Ιn the coming years, a relatively positive answer to all three policy questions will emerge in Europe. Hence, we consider that there will be some moves toward the strengthening of demand in the Eurozone areas that are most affected by the recession; the central countries will tolerate a higher level of inflation, mainly driven by trade union demands for a fairer distribution of prosperity in Germany. Monetary loosening conditions will be preserved, which will suspend the exertion of restraining pressures from the deleveraging procedure. These developments will be triggered by a political change throughout the Eurozone and the EU, with a mix of political powers having the opportunity to govern, driving a similar change in economic policy.

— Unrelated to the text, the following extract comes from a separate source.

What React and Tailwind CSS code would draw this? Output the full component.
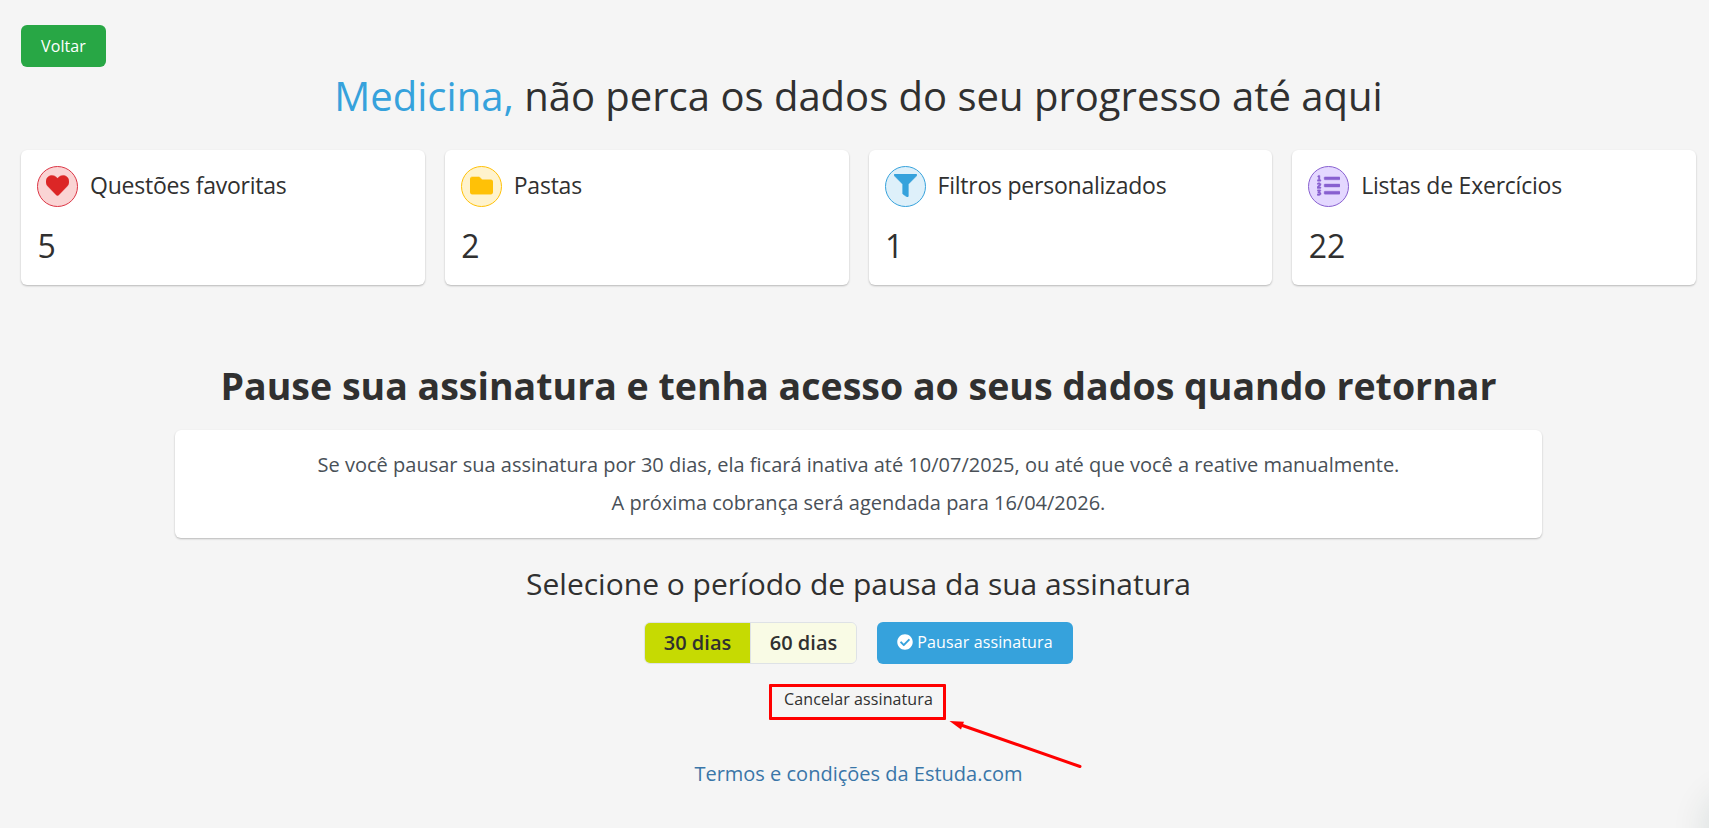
import React from 'react';
import { FaHeart, FaFolder, FaFilter, FaListOl, FaCheckCircle } from 'react-icons/fa';

const stats = [
  { label: 'Questões favoritas', value: 5, icon: FaHeart, color: 'text-[#dc2626] bg-[#fad4d4] border-[#dc3545]' },
  { label: 'Pastas', value: 2, icon: FaFolder, color: 'text-[#ffc107] bg-[#fff3cd] border-[#ffc107]' },
  { label: 'Filtros personalizados', value: 1, icon: FaFilter, color: 'text-[#36a2dc] bg-[#def0fa] border-[#36a2dc]' },
  { label: 'Listas de Exercícios', value: 22, icon: FaListOl, color: 'text-[#8860d0] bg-[#e4d8ff] border-[#8860d0]' },
];

const StatCard = ({ label, value, icon: Icon, color }) => (
  <div className="h-[135px] rounded-md bg-white p-4 shadow-[0_1px_2px_rgba(0,0,0,0.25)]">
    <div className="flex">
      <div className={`flex h-[41px] w-[41px] justify-center rounded-full border pt-[7px] ${color}`}>
        <Icon className="h-[23px] w-[23px] stroke-current stroke-[10]" />
      </div>
      <h4 className="ml-3 text-[23px] leading-[38px] tracking-[-0.23px]">{label}</h4>
    </div>
    <p className="mt-[19px] pl-[0.5px] text-[32px] leading-10">{value}</p>
  </div>
);

const App = () => {
  return (
    <div className="relative h-[828px] overflow-hidden bg-[#f5f5f5] pt-[25px] pr-[13px] pl-[21px] font-['Open_Sans',sans-serif] text-[#303030]">
      <button className="block h-[42px] w-[85px] rounded-md bg-[#28a745] text-base tracking-[0.1px] text-white">Voltar</button>

      <h1 className="mt-[5px] text-center text-[40px] leading-[48px]">
        <span className="text-[#36a2dc]">Medicina,</span> não perca os dados do seu progresso até aqui
      </h1>

      <div className="mt-[30px] grid grid-cols-4 gap-5">
        {stats.map((stat) => (
          <StatCard key={stat.label} {...stat} />
        ))}
      </div>

      <div className="flex flex-col items-center text-center">
        <h2 className="mt-[78px] text-[37.5px] leading-[46px] font-bold">
          Pause sua assinatura e tenha acesso ao seus dados quando retornar
        </h2>

        <div className="mt-[21px] h-[108px] w-[1367px] rounded-md bg-white pt-4 text-xl leading-[38px] text-[#495057] shadow-[0_1px_2px_rgba(0,0,0,0.25)]">
          <p>Se você pausar sua assinatura por 30 dias, ela ficará inativa até 10/07/2025, ou até que você a reative manualmente.</p>
          <p>A próxima cobrança será agendada para 16/04/2026.</p>
        </div>

        <h3 className="mt-7 text-[30px] leading-9">Selecione o período de pausa da sua assinatura</h3>

        <div className="mt-5 flex gap-5">
          <div className="flex h-[42px] w-[213px] overflow-hidden rounded-md border border-[#dee2e6] text-xl font-semibold">
            <button className="flex-1 bg-[#c6da02]">30 dias</button>
            <button className="flex-1 border-l border-[#dee2e6] bg-[#f9fbe5]">60 dias</button>
          </div>
          <button className="flex h-[42px] w-[196px] items-center justify-center gap-1 rounded-md bg-[#36a2dc] pb-0.5 text-base tracking-[0.12px] text-white">
            <FaCheckCircle className="h-4 w-4" />
            Pausar assinatura
          </button>
        </div>

        {/* Highlighted cancel link with its arrow */}
        <div className="relative mt-5 mr-0.5 h-9 w-[177px] rounded-[1px] border-[3px] border-[#ff0000]">
          <button className="block w-full pl-0.5 text-base leading-6 tracking-[0.1px]">Cancelar assinatura</button>
          <svg className="absolute top-[33px] left-[177px]" width="136" height="52" viewBox="0 0 136 52" fill="#ff0000">
            <path d="M12 5 L131 46.500" stroke="#ff0000" strokeWidth="3" strokeLinecap="round" />
            <path d="M0.500 1 L15 1.700 L12 9.500 Z" />
          </svg>
        </div>

        <a href="#" className="mt-[39px] text-xl leading-[30px] text-[#3a76a8]">
          Termos e condições da Estuda.com
        </a>
      </div>

      {/* Glow of the chat bubble that sits past the right edge */}
      <div className="absolute -right-[62px] -bottom-[30px] h-[60px] w-[60px] rounded-full shadow-[0_0_36px_6px_rgba(0,60,50,0.12)]" />
    </div>
  );
};

export default App;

However, it is more likely that there will be no intense and positive developments up to 2015. In other words, it is reasonable to expect the rationality of economic protagonists. This means low-trajectory economic activity, consistent with weak economic data.
– In your book “The Two Temptations”, you talk about the extremes of anti-Systemicity and a Third Memorandum. What are their effects on Greek economy and why do these two extremes exist?
The whole point regards the progress of the Greek economy after the Second Memorandum: will there follow in a Third Memorandum (external assistance under strict conditionality), will there be chosen the path of anti-Systemicity (exit from the euro), or a gradual recovery path will be followed scoping in a better institutional functioning and on the implementation of economic policy programs by the elected bodies of the Greek state? Both anti-Systemicity and the Third Memorandum exercise great charm to their supporters. The two extremes have two features in common: The first one regards the ease of arguments raised for their support. The extreme of anti-Systemicity promises the hope of the unknown and first appeared. It includes an extremely popular and descriptive review of the prevailing economic situation, as well as a promise for a global change. The second one is that both extremes form an environment of emergency and regulatory enforcement.
– Do you think is there a middle path between these two extremes?
Between these two extremes there is a third road, that of Democracy and Growth. These two notions are closely related. Even the scientific research shows that the democratic organizing of the societies can have measurable and quantitative effects on economic growth.
On the one hand, this is due the encouraged investments caused by the valves of stability and continuity, the improved level of education and training, the introduction of reforms, the improved supply of public goods and the reduced social unrest. On the other hand, it is caused by the promotion of equality and the normalization of the expanded income inequalities that often accompany the democratization of social structures. Only Democracy can -on the one hand- ensure the liberation of productive forces, while -on the other hand- reduce social disparities. If our adulthood weaken centrifugal forces, we may become able to discuss about our future.
– In your book “Culture, Growth and Economic Policy” you emphasize that cultural background, and growth are interrelated. Could you briefly explain how this happens?
Cultural background and the values within are linked to, and interact with, economic systems in a complex manner. The term economic system refers to a network of human institutions and incentives shaping two key variables: growth rate and the distribution of income and wealth. These in turn influence economic result within a society. First, cultural background influences the quality and operation of political institutions (first-round effects). To follow, political institutions then shape economic institutions (second-round effects), which in turn create structures and action incentives for individuals. Dominant economic institutions ultimately shape the distribution of wealth and the extent of economic growth (third-round effects). Hence, cultural background first influences political institutions, which shape economic institutions through an on-going process of inter-influence.
– Is there any ideal cultural background favoring economic growth?
Different cultures coexist with economic institutions in a different manner. The different elements building cultural background may also have a determinative effect on the efficiency of economic institutions. Hence, the original question must be rephrased as follows: Is there an ideal cultural background, consistent with the present economic model in force, that applies each time and serves the specific social goals set by societies? Rephrasing the question provides a better description of the different social dimensions of the search for the ideal cultural background and the relationships between answers to this question. Intuitively, positive growth rates are indeed linked to certain basic cultural dimensions. Nevertheless, more research and study is needed to draw full conclusions about the elements building an ideal cultural background form growth.
*Professor Panagiotis E. Petrakis holds a degree and a PhD in Economics from the University of Athens. He is the author of numerous scholarly articles and monographs, and has extensive publications in recognized academic journals in a variety of areas including growth, economic development, entrepreneurship and banking. He has participated in many international committees and boards of financial experts. He is the author of a series of textbooks on investment valuation, banking, economic growth and entrepreneurship, taught at Greek universities. He has served in scientific committees in the private and the public sector.